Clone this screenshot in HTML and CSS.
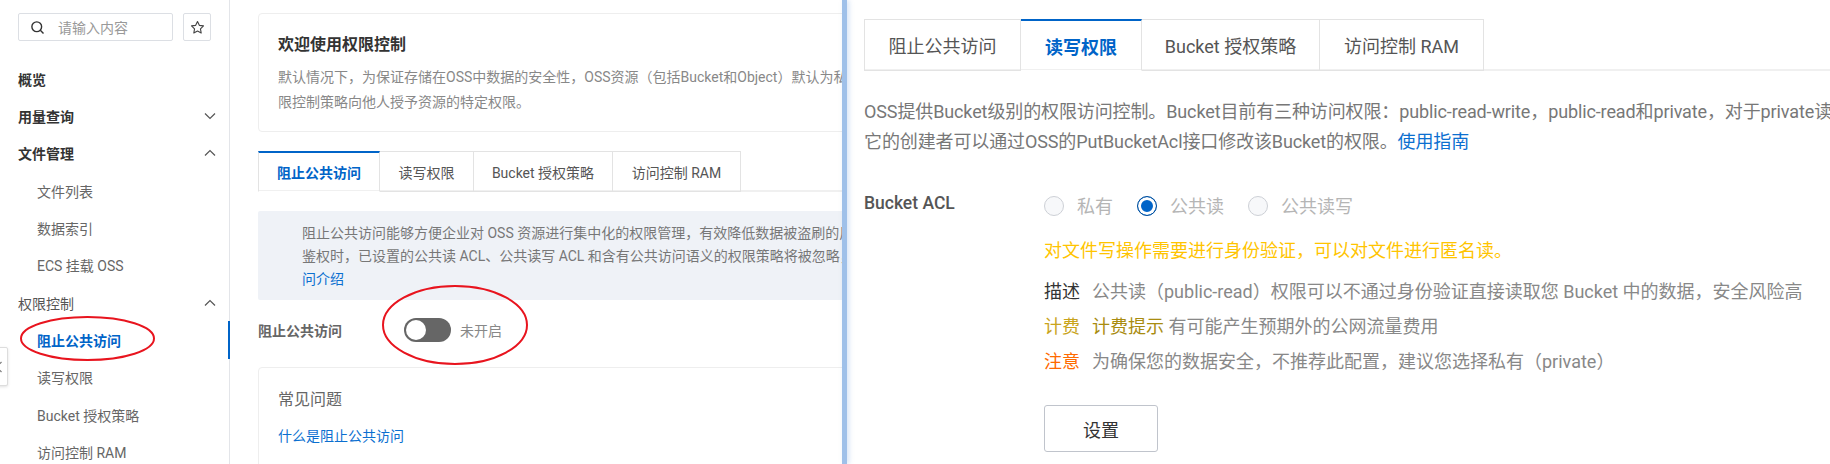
FILE: index.html
```html
<!DOCTYPE html>
<html lang="zh">
<head>
<meta charset="utf-8">
<title>权限控制</title>
<link rel="stylesheet" href="styles.css">
</head>
<body>
<div class="app">
  <section class="left">
    <aside class="sidebar">
      <div class="search-row">
        <div class="search">
          <svg class="search-icon" viewBox="0 0 16 16" width="15" height="15"><circle cx="7.2" cy="7.2" r="5.2"/><path d="M11 11l3.4 3.4"/></svg>
          <span>请输入内容</span>
        </div>
        <div class="star">
          <svg viewBox="0 0 16 16" width="15" height="15"><path d="M8 1.6l1.95 4.1 4.45.6-3.25 3.1.8 4.45L8 11.7l-3.95 2.15.8-4.45L1.6 6.3l4.45-.6z"/></svg>
        </div>
      </div>
      <nav class="menu">
        <div class="item head">概览</div>
        <div class="item head">用量查询<svg class="chev" viewBox="0 0 12 8" width="12" height="8"><path d="M1 1.5l5 5 5-5"/></svg></div>
        <div class="item head">文件管理<svg class="chev" viewBox="0 0 12 8" width="12" height="8"><path d="M1 6.5l5-5 5 5"/></svg></div>
        <div class="item sub">文件列表</div>
        <div class="item sub">数据索引</div>
        <div class="item sub">ECS 挂载 OSS</div>
        <div class="item group">权限控制<svg class="chev" viewBox="0 0 12 8" width="12" height="8"><path d="M1 6.5l5-5 5 5"/></svg></div>
        <div class="item sub active">阻止公共访问</div>
        <div class="item sub">读写权限</div>
        <div class="item sub">Bucket 授权策略</div>
        <div class="item sub">访问控制 RAM</div>
      </nav>
      <div class="collapse"><svg viewBox="0 0 8 12" width="8" height="12"><path d="M6.5 1l-5 5 5 5"/></svg></div>
    </aside>
    <main class="main">
      <div class="card intro">
        <h2>欢迎使用权限控制</h2>
        <p>默认情况下，为保证存储在OSS中数据的安全性，OSS资源（包括Bucket和Object）默认为私有权限，只有资源拥有者或者被授权的用户</p>
        <p>限控制策略向他人授予资源的特定权限。</p>
      </div>
      <div class="tabs small">
        <div class="tab active tab-a">阻止公共访问</div>
        <div class="tab tab-b">读写权限</div>
        <div class="tab tab-c">Bucket 授权策略</div>
        <div class="tab tab-d">访问控制 RAM</div>
      </div>
      <div class="notice">
        <p>阻止公共访问能够方便企业对 OSS 资源进行集中化的权限管理，有效降低数据被盗刷的风险和可能产生的</p>
        <p>鉴权时，已设置的公共读 ACL、公共读写 ACL 和含有公共访问语义的权限策略将被忽略，仅保留</p>
        <p class="link">问介绍</p>
      </div>
      <div class="switch-row">
        <div class="switch-label">阻止公共访问</div>
        <div class="switch"><span class="knob"></span></div>
        <div class="switch-text">未开启</div>
      </div>
      <div class="card faq">
        <h3>常见问题</h3>
        <p class="link">什么是阻止公共访问</p>
      </div>
    </main>
    <svg class="mark mark-menu" viewBox="0 0 135 45" width="135" height="45"><ellipse cx="67.5" cy="22.5" rx="66.5" ry="21.5"/></svg>
    <svg class="mark mark-switch" viewBox="0 0 146 80" width="146" height="80"><ellipse cx="73" cy="40" rx="72" ry="39"/></svg>
  </section>
  <div class="divider"></div>
  <section class="right">
    <div class="tabs large">
      <div class="tab tab-e">阻止公共访问</div>
      <div class="tab active tab-f">读写权限</div>
      <div class="tab tab-g">Bucket 授权策略</div>
      <div class="tab tab-h">访问控制 RAM</div>
    </div>
    <div class="para">
      <p>OSS提供Bucket级别的权限访问控制。Bucket目前有三种访问权限：public-read-write，public-read和private，对于private读写权限</p>
      <p>它的创建者可以通过OSS的PutBucketAcl接口修改该Bucket的权限。<span class="link">使用指南</span></p>
    </div>
    <div class="form">
      <div class="form-label">Bucket ACL</div>
      <div class="form-body">
        <div class="radios">
          <div class="radio-item"><span class="radio"></span>私有</div>
          <div class="radio-item"><span class="radio on"></span>公共读</div>
          <div class="radio-item"><span class="radio"></span>公共读写</div>
        </div>
        <div class="warn">对文件写操作需要进行身份验证，可以对文件进行匿名读。</div>
        <div class="info first"><span class="key desc">描述</span><span>公共读（public-read）权限可以不通过身份验证直接读取您 Bucket 中的数据，安全风险高</span></div>
        <div class="info"><span class="key fee">计费</span><span><span class="fee-tip">计费提示</span> 有可能产生预期外的公网流量费用</span></div>
        <div class="info"><span class="key note">注意</span><span>为确保您的数据安全，不推荐此配置，建议您选择私有（private）</span></div>
        <button class="btn" type="button">设置</button>
      </div>
    </div>
  </section>
</div>
</body>
</html>
```

FILE: styles.css
```css
* { box-sizing: border-box; }
html, body { margin: 0; padding: 0; background: #fff; }
body {
  width: 1830px;
  height: 464px;
  overflow: hidden;
  font-family: Roboto, "Noto Sans CJK SC", sans-serif;
  font-size: 14px;
  color: #555;
}
p, h2, h3 { margin: 0; }
.app { display: flex; width: 1830px; height: 464px; overflow: hidden; }

/* left screenshot */
.left { position: relative; display: flex; width: 842px; height: 464px; overflow: hidden; flex: none; }
.sidebar { position: relative; width: 230px; flex: none; padding-top: 13px; border-right: 1px solid #e3e5e9; }
.search-row { display: flex; gap: 10px; padding-left: 18px; }
.search {
  display: flex; align-items: center; gap: 13px;
  width: 155px; height: 28px; padding-left: 11px;
  border: 1px solid #dcdfe4; border-radius: 2px;
  color: #999; font-size: 14px;
}
.search-icon { fill: none; stroke: #333; stroke-width: 1.5; }
.star {
  display: flex; align-items: center; justify-content: center;
  width: 28px; height: 28px;
  border: 1px solid #dcdfe4; border-radius: 2px;
}
.star svg { fill: none; stroke: #444; stroke-width: 1.2; stroke-linejoin: round; }
.menu { margin-top: 19px; }
.item {
  display: flex; align-items: center; justify-content: space-between;
  height: 37.33px; padding-left: 18px; padding-right: 13px;
  font-size: 14px; color: #666; white-space: nowrap;
}
.item.head { font-weight: 700; color: #333; }
.item.group { color: #555; }
.item.sub { padding-left: 37px; }
.item.active { color: #0064c8; font-weight: 700; margin-right: -1px; border-right: 2px solid #0064c8; }
.chev { fill: none; stroke: #555; stroke-width: 1.2; }
.collapse {
  position: absolute; left: -14px; top: 347px;
  display: flex; align-items: center; justify-content: flex-end;
  width: 22px; height: 39px; padding-right: 4px;
  background: #fff; border: 1px solid #ddd; border-radius: 2px;
  box-shadow: 0 1px 3px rgba(0,0,0,.12);
}
.collapse svg { fill: none; stroke: #777; stroke-width: 1.2; }

.main { flex: none; width: 612px; padding: 13px 0 0 28px; overflow: hidden; }
.card { width: 800px; border: 1px solid #eeeeee; border-radius: 4px; background: #fff; }
.intro { height: 119px; padding: 19px 0 0 19px; }
.intro h2 { font-size: 16px; line-height: 24px; font-weight: 700; color: #333; margin-bottom: 8px; }
.intro p { font-size: 14px; line-height: 25px; color: #888; white-space: nowrap; }

.tabs { display: flex; border-bottom: 2px solid #f0f0f0; white-space: nowrap; }
.tab {
  display: flex; align-items: center; justify-content: center; flex: none;
  margin-bottom: -2px; border: 1px solid #e3e3e3; border-left: 0; color: #555;
}
.tab.active { color: #0064c8; font-weight: 700; border-top: 2px solid #0064c8; border-bottom-color: #fff; border-left: 1px solid #e3e3e3; }
.tabs.small { width: 800px; height: 41px; margin-top: 19px; font-size: 14px; }
.tab-a { width: 122px; } .tab-b { width: 94px; } .tab-c { width: 139px; } .tab-d { width: 128px; }

.notice { width: 800px; height: 89px; margin-top: 19px; padding: 11px 0 0 44px; background: #eff2f7; border-radius: 2px; }
.notice p { font-size: 14px; line-height: 23px; color: #777; white-space: nowrap; }
.notice .link, .link { color: #0b6fd0; }

.switch-row { display: flex; align-items: center; height: 24px; margin-top: 18px; }
.switch-label { width: 146px; font-weight: 700; color: #666; }
.switch { width: 47px; height: 24px; padding: 2px; border-radius: 12px; background: #666; }
.knob { display: block; width: 20px; height: 20px; border-radius: 50%; background: #fff; }
.switch-text { margin-left: 9px; color: #888; }

.faq { height: 120px; margin-top: 25px; padding: 20px 0 0 19px; }
.faq h3 { font-size: 16px; line-height: 24px; font-weight: 400; color: #666; }
.faq p { margin-top: 13px; font-size: 14px; line-height: 22px; }

.mark { position: absolute; fill: none; stroke: #e8141e; stroke-width: 2; }
.mark-menu { left: 20px; top: 316px; }
.mark-switch { left: 382px; top: 285px; }

/* divider */
.divider { flex: none; width: 5px; height: 464px; background: #9fc0e9; box-shadow: 2px 0 5px rgba(130,170,225,.35); position: relative; z-index: 1; }

/* right screenshot */
.right { flex: 1; min-width: 0; height: 464px; padding: 19px 0 0 17px; overflow: hidden; }
.tabs.large { height: 52px; font-size: 18px; }
.tab-e { width: 157px; border-left: 1px solid #e3e3e3; }
.tab-f { width: 121px; border-left: 0 !important; }
.tab-g { width: 178px; } .tab-h { width: 164px; }
.para { margin-top: 26px; }
.para p { font-size: 18px; line-height: 30px; letter-spacing: -0.12px; color: #777; white-space: nowrap; }
.form { display: flex; margin-top: 34px; }
.form-label { width: 180px; flex: none; font-size: 17.5px; line-height: 24px; font-weight: 500; color: #555; }
.form-body { font-size: 18px; white-space: nowrap; }
.radios { display: flex; height: 32px; align-items: center; }
.radio-item { display: flex; align-items: center; gap: 13px; margin-right: 24px; color: #b5b5b5; line-height: 30px; }
.radio { display: block; width: 20px; height: 20px; margin-top: -2px; border: 1px solid #cdd0d6; border-radius: 50%; background: #f7f8fa; }
.radio.on { border: 1px solid #004e9c; background: #0064c8; box-shadow: inset 0 0 0 3px #fff; }
.warn { margin-top: 13px; line-height: 30px; color: #ffc400; }
.info { display: flex; gap: 12px; line-height: 35px; color: #888; }
.info.first { margin-top: 8px; }
.key.desc { color: #333; }
.key.fee { color: #c9a41c; }
.fee-tip { color: #a98c10; }
.key.note { color: #ff6a00; }
.btn {
  display: block; width: 114px; height: 47px; margin-top: 26px; padding: 0;
  background: #fff; border: 1px solid #c0c4cc; border-radius: 3px;
  font: inherit; color: #333;
}
```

━━━━━━━━━━━━━━━━

[TASK OBJECTIVE] Locate the lines above that contain "screenshot" and copy them.

[FULL OUTPUT]
Clone this screenshot in HTML and CSS.
/* left screenshot */
/* right screenshot */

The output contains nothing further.